--- Work to be completed ---
Reproduce, exactly and in full, the lines from the one with "Recreate this image" through the one with "string; item: string;" in the data below; drop pictures.

--- Data rows ---
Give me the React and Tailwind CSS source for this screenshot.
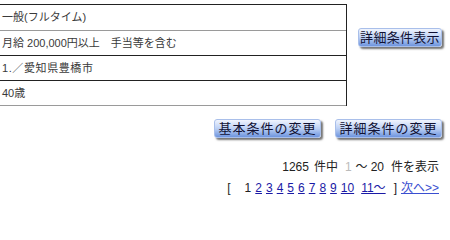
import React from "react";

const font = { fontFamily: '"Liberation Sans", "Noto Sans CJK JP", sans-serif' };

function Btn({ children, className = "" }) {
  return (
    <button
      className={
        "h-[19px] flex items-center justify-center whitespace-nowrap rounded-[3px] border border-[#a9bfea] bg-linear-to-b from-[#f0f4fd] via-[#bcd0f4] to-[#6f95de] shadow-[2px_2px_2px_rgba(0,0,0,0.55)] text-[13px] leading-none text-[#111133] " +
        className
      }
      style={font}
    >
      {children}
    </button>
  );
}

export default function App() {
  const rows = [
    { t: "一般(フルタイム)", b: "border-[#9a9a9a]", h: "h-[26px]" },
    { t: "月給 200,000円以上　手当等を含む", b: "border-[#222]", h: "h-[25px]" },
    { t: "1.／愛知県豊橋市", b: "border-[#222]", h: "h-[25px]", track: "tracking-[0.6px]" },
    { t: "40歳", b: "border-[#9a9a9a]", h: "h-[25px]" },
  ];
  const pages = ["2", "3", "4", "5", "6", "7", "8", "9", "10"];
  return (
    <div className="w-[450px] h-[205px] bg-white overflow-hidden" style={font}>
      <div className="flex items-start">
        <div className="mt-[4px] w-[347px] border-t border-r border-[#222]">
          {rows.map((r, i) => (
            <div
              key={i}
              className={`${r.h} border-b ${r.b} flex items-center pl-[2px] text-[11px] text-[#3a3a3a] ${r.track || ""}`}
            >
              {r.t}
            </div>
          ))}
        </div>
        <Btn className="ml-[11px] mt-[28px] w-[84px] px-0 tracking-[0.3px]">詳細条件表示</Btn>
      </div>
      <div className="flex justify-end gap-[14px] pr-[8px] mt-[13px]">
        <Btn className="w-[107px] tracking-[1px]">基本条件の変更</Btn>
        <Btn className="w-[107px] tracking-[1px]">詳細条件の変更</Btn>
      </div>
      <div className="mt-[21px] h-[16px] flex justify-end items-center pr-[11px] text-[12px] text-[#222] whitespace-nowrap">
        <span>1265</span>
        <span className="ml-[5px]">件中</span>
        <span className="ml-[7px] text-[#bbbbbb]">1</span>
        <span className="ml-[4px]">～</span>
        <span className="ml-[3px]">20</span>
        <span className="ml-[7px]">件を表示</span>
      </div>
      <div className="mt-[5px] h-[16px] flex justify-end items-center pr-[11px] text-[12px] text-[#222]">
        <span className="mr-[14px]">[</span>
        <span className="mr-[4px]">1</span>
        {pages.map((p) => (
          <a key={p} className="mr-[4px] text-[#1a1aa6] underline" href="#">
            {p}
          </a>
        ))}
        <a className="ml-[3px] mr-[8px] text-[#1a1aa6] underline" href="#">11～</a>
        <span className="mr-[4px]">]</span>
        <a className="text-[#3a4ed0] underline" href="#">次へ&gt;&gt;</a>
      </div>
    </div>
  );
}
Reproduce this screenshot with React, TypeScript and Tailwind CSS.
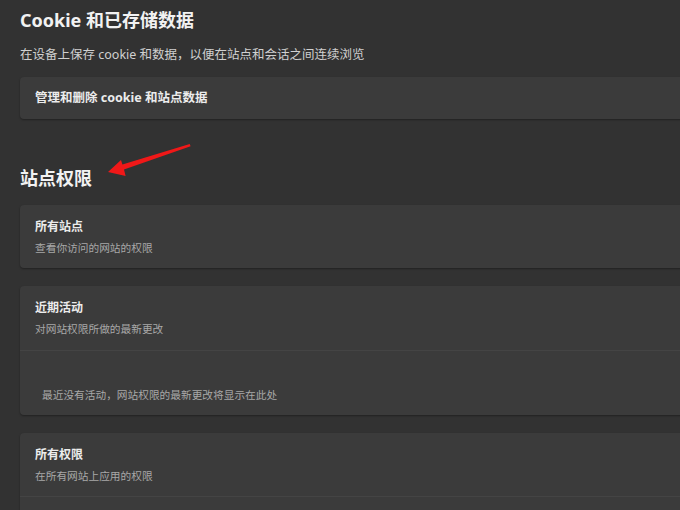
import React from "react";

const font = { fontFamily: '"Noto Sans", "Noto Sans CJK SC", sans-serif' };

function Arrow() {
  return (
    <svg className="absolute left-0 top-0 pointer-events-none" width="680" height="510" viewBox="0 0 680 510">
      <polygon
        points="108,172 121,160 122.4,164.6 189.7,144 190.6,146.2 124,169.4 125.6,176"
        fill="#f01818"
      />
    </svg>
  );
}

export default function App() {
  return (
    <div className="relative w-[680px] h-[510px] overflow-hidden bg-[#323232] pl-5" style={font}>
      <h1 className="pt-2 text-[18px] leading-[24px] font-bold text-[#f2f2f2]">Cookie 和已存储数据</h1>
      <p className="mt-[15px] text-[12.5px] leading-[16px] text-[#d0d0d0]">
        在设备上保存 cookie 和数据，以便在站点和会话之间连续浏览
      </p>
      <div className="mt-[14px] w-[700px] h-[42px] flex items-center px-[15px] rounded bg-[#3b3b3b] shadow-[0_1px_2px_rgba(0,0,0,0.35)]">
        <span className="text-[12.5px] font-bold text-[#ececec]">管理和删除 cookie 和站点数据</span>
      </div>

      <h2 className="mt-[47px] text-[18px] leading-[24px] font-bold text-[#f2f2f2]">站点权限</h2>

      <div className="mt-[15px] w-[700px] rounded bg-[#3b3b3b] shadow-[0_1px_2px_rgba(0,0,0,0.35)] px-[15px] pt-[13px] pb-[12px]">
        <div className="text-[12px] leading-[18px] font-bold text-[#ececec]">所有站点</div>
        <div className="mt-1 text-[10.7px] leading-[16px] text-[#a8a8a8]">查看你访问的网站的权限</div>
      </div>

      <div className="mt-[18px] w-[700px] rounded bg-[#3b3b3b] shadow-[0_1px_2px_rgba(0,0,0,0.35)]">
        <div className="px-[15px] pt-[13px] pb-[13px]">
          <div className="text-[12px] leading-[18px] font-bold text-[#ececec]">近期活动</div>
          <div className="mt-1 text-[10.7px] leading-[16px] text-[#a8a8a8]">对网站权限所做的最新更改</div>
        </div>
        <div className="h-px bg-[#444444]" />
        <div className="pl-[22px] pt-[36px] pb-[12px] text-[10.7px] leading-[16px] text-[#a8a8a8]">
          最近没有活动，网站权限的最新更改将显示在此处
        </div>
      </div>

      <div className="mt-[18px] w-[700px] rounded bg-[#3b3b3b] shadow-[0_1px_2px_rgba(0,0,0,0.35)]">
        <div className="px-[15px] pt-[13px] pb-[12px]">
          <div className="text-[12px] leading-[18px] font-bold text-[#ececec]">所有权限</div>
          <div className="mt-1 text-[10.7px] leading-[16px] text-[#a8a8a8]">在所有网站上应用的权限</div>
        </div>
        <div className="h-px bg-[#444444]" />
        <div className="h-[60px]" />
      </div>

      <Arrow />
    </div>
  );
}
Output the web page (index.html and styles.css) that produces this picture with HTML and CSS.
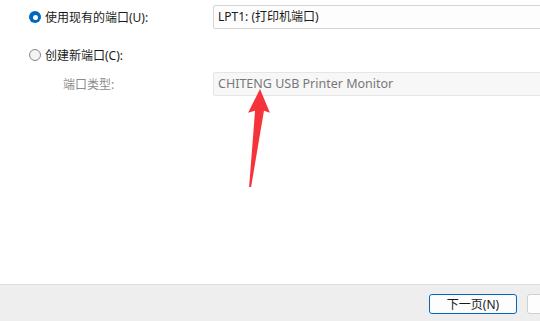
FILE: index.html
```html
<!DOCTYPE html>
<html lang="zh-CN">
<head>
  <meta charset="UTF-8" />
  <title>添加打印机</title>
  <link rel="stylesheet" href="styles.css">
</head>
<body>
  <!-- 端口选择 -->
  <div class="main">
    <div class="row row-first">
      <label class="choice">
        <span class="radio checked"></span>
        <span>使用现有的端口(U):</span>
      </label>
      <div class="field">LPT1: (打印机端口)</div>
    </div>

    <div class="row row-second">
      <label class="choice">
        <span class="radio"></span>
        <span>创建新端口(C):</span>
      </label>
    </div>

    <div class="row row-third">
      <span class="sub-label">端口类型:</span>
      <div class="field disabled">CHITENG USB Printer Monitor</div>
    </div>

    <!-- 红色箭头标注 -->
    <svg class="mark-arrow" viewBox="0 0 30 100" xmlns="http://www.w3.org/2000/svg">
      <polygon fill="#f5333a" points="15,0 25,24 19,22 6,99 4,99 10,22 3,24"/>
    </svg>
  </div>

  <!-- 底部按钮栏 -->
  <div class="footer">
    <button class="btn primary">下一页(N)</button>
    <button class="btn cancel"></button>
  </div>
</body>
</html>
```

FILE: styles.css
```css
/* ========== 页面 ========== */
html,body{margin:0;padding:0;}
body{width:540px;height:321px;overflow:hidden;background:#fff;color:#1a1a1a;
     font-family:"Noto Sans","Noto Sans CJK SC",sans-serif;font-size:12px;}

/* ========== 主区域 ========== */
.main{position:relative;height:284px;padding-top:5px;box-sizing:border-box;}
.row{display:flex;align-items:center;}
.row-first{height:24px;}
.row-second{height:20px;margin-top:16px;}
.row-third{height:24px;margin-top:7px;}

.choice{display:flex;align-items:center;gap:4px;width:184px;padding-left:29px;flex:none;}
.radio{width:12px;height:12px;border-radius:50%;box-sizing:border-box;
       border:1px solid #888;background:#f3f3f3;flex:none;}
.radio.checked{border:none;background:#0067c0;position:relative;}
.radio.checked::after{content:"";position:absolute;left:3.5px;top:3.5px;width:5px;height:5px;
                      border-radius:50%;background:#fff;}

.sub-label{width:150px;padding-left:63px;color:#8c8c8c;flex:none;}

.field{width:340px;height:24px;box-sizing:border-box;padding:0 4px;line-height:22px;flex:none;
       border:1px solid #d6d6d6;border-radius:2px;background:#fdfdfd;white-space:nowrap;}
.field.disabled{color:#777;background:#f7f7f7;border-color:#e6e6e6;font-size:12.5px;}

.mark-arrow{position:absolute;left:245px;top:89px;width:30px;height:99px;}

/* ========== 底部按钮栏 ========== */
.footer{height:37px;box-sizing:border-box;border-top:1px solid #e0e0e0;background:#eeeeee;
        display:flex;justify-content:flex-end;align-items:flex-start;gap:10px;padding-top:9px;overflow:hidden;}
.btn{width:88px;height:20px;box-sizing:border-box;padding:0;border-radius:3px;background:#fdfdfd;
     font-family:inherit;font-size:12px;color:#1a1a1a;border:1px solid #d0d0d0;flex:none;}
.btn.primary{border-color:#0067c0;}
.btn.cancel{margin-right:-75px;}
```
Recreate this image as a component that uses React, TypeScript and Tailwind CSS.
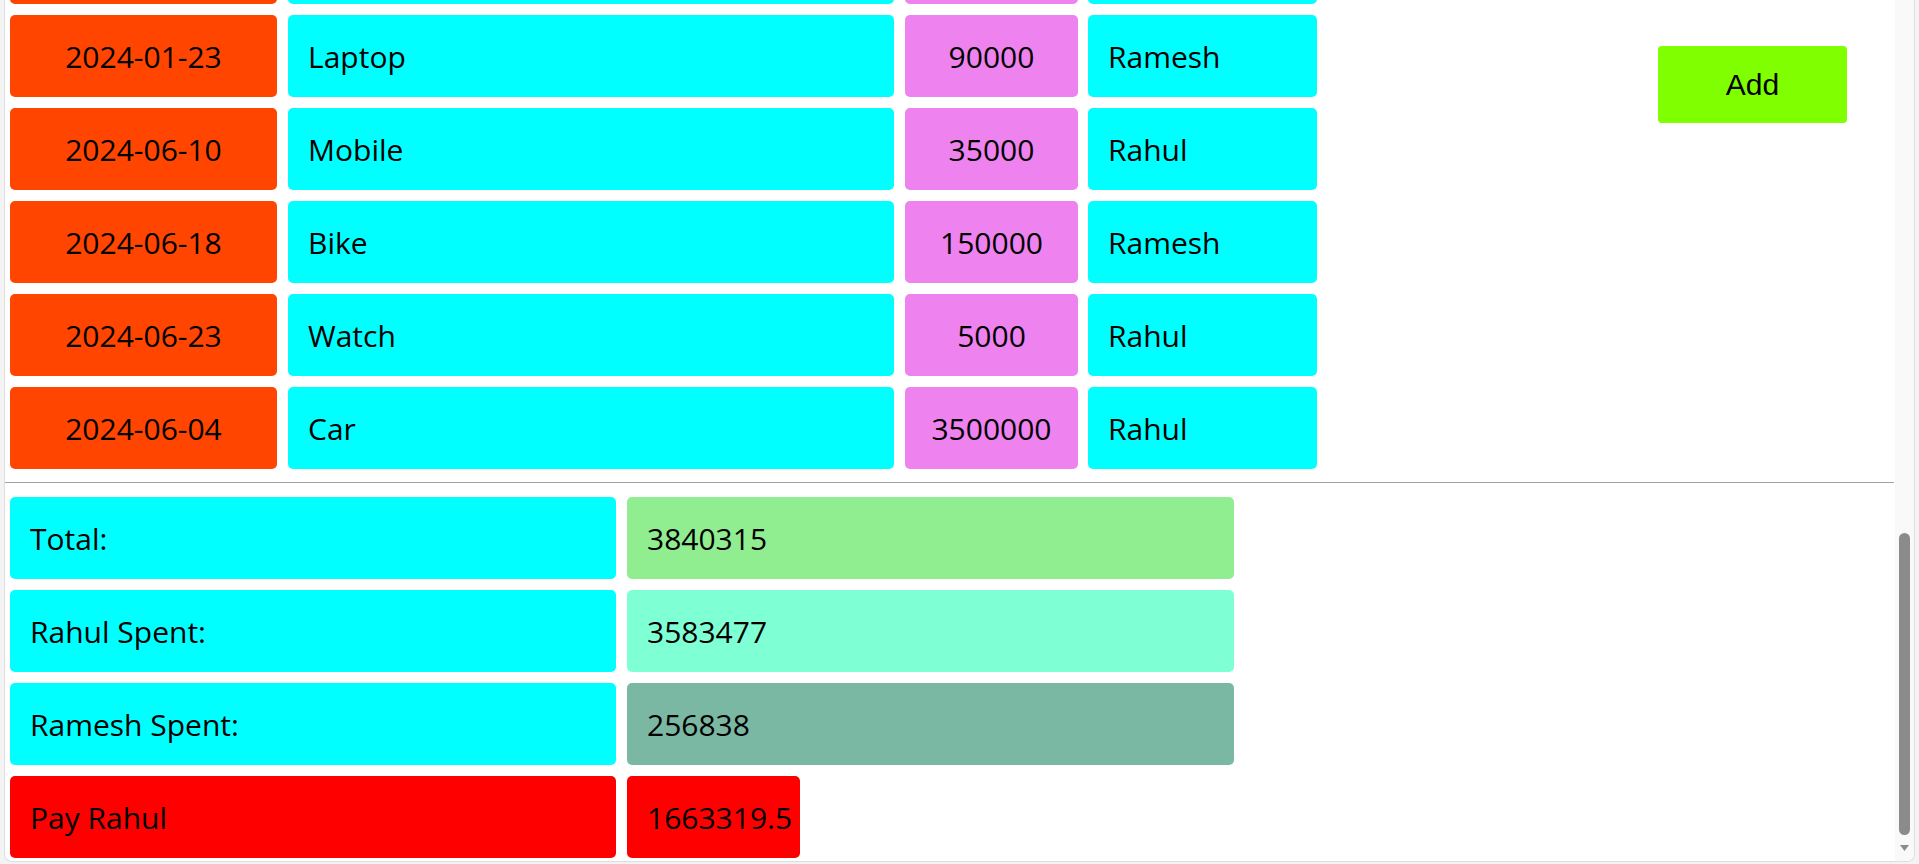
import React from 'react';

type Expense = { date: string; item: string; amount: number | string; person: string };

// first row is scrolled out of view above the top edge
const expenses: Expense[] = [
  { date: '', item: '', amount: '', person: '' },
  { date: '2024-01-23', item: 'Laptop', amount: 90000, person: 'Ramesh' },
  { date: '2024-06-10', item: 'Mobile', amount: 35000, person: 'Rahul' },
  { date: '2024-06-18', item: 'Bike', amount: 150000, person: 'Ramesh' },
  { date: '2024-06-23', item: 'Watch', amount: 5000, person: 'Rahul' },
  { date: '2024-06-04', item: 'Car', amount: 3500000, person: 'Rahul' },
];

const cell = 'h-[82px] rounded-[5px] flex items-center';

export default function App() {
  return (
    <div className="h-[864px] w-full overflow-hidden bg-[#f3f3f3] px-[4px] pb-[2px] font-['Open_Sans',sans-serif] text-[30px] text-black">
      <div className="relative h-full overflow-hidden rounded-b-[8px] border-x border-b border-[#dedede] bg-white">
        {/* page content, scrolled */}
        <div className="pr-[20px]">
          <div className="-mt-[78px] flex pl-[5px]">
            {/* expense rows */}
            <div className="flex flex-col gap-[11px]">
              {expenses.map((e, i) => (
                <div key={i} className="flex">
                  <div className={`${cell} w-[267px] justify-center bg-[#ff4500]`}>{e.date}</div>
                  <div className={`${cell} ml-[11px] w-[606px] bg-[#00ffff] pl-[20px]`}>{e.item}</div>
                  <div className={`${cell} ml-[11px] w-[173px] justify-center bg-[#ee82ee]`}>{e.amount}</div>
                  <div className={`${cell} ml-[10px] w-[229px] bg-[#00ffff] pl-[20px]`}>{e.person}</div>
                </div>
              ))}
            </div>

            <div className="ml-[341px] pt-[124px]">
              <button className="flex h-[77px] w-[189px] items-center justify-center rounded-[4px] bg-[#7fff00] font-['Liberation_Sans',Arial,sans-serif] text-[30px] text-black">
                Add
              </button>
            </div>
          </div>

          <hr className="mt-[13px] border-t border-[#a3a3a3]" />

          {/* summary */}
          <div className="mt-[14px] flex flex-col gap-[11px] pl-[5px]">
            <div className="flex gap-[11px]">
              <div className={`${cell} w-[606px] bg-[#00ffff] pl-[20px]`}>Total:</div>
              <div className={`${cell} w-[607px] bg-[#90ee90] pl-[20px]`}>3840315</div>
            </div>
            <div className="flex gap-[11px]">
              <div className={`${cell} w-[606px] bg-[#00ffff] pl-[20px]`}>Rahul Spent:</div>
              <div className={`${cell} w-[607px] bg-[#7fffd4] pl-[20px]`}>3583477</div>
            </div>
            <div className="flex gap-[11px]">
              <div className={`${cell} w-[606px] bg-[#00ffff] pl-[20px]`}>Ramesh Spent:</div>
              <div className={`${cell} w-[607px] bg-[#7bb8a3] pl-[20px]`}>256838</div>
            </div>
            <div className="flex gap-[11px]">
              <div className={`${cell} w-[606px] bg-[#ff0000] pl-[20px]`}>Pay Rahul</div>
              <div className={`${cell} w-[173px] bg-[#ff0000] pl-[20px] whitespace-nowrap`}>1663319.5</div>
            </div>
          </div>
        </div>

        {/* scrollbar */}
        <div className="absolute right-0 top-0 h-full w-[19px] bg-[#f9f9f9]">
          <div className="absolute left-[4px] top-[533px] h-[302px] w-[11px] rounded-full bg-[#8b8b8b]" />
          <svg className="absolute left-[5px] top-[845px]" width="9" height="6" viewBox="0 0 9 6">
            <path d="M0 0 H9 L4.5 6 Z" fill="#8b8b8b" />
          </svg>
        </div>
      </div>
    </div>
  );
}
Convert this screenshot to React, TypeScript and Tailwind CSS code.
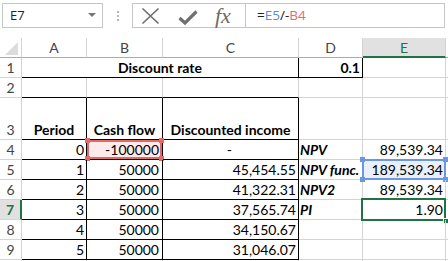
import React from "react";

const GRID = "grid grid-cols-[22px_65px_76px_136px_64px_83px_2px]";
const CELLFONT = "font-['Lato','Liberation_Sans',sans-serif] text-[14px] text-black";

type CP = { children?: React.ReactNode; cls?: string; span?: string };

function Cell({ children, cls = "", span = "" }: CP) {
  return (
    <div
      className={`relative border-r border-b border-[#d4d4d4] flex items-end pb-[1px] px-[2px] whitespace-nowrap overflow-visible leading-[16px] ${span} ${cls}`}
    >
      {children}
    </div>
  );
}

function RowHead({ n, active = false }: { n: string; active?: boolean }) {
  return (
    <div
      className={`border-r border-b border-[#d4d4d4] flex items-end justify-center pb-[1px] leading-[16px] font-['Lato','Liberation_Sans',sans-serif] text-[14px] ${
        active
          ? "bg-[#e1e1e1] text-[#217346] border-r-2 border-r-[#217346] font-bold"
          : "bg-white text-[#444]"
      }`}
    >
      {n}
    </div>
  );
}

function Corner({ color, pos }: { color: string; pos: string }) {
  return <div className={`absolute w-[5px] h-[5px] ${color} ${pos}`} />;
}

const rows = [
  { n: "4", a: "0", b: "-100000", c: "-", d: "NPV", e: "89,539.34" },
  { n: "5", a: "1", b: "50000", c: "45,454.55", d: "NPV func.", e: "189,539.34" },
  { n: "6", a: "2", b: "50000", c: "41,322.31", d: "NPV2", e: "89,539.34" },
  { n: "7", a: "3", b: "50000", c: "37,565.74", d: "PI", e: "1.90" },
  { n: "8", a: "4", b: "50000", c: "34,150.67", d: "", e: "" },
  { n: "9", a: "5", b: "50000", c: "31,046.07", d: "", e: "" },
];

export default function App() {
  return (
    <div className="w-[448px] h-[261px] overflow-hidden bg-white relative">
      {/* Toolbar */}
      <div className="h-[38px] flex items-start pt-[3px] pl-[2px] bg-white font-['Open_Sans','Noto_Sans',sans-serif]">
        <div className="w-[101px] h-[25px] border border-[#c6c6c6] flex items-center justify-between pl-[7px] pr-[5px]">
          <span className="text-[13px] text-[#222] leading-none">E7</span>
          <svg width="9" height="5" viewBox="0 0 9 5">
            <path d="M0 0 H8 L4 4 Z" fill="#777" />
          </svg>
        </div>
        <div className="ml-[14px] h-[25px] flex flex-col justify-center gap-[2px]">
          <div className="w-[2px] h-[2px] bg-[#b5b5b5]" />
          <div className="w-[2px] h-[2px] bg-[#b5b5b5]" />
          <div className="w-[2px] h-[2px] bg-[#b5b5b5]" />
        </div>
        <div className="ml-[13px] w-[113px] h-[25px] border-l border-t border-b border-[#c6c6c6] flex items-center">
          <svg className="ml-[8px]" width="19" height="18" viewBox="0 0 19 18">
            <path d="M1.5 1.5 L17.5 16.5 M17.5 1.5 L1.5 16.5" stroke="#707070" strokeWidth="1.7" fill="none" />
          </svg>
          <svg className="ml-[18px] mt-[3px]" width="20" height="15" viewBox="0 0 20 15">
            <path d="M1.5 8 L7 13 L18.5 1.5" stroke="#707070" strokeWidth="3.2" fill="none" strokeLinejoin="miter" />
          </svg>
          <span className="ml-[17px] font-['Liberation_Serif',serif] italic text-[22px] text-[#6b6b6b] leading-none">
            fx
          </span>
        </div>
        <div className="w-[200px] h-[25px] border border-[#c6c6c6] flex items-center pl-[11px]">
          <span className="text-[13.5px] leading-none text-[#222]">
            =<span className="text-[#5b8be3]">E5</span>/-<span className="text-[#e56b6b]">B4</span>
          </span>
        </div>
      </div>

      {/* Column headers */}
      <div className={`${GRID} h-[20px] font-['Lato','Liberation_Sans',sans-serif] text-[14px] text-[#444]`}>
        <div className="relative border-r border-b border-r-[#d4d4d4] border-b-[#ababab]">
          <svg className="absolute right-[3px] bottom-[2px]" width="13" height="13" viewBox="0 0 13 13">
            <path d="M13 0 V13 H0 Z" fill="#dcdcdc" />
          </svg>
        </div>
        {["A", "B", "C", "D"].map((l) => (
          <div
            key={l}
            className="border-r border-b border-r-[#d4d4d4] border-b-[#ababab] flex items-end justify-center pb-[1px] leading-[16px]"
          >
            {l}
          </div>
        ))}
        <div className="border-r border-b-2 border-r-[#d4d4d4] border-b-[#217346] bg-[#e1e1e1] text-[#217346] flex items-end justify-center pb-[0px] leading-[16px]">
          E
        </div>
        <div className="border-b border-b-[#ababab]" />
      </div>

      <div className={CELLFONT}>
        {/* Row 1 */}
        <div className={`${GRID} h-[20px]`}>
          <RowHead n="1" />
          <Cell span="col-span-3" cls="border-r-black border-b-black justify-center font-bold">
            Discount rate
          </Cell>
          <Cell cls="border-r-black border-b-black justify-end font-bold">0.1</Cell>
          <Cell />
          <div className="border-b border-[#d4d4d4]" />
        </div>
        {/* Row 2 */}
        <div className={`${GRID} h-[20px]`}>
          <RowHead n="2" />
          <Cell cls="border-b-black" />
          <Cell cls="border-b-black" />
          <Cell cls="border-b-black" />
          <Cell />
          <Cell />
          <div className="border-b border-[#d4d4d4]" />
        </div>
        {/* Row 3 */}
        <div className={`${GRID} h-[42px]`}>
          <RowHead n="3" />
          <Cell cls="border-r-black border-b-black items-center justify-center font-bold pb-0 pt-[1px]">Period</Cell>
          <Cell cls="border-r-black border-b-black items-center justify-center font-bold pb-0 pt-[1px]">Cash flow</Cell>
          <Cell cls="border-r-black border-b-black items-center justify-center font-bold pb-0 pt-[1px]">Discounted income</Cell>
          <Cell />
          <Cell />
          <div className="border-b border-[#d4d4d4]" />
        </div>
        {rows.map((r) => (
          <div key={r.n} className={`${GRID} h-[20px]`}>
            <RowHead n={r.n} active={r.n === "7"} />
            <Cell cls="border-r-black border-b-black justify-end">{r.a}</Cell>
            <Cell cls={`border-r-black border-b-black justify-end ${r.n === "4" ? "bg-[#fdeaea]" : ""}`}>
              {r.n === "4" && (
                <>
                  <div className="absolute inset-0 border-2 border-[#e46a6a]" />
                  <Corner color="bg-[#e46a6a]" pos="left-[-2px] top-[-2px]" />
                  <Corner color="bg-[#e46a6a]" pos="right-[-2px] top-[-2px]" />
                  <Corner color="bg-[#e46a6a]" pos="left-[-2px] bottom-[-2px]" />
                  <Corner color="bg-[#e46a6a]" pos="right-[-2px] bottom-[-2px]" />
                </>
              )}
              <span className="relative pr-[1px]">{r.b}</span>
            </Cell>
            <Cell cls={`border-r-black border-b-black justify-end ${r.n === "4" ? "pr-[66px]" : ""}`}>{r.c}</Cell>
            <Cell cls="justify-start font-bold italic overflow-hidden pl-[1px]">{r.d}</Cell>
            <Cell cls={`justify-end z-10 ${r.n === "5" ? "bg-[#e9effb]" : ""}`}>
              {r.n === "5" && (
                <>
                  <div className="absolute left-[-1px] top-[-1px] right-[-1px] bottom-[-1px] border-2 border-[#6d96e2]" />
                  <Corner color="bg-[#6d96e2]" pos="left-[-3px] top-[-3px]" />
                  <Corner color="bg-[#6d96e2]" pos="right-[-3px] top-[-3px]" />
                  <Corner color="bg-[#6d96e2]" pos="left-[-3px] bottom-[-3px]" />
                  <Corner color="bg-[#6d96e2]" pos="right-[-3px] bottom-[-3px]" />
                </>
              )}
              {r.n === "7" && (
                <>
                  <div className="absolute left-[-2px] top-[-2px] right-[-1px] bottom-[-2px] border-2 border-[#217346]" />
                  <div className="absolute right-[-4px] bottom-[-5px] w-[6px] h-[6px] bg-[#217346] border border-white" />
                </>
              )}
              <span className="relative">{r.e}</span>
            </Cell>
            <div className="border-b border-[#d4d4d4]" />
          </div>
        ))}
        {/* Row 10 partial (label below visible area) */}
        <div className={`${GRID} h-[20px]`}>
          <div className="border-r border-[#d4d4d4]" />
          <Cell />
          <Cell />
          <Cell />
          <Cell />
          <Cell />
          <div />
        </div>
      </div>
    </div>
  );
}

--- Answer for the task ---
Recreate this image as a component that uses React, TypeScript and Tailwind CSS.
import React from 'react';

type Expense = { date: string; item: string; amount: number | string; person: string };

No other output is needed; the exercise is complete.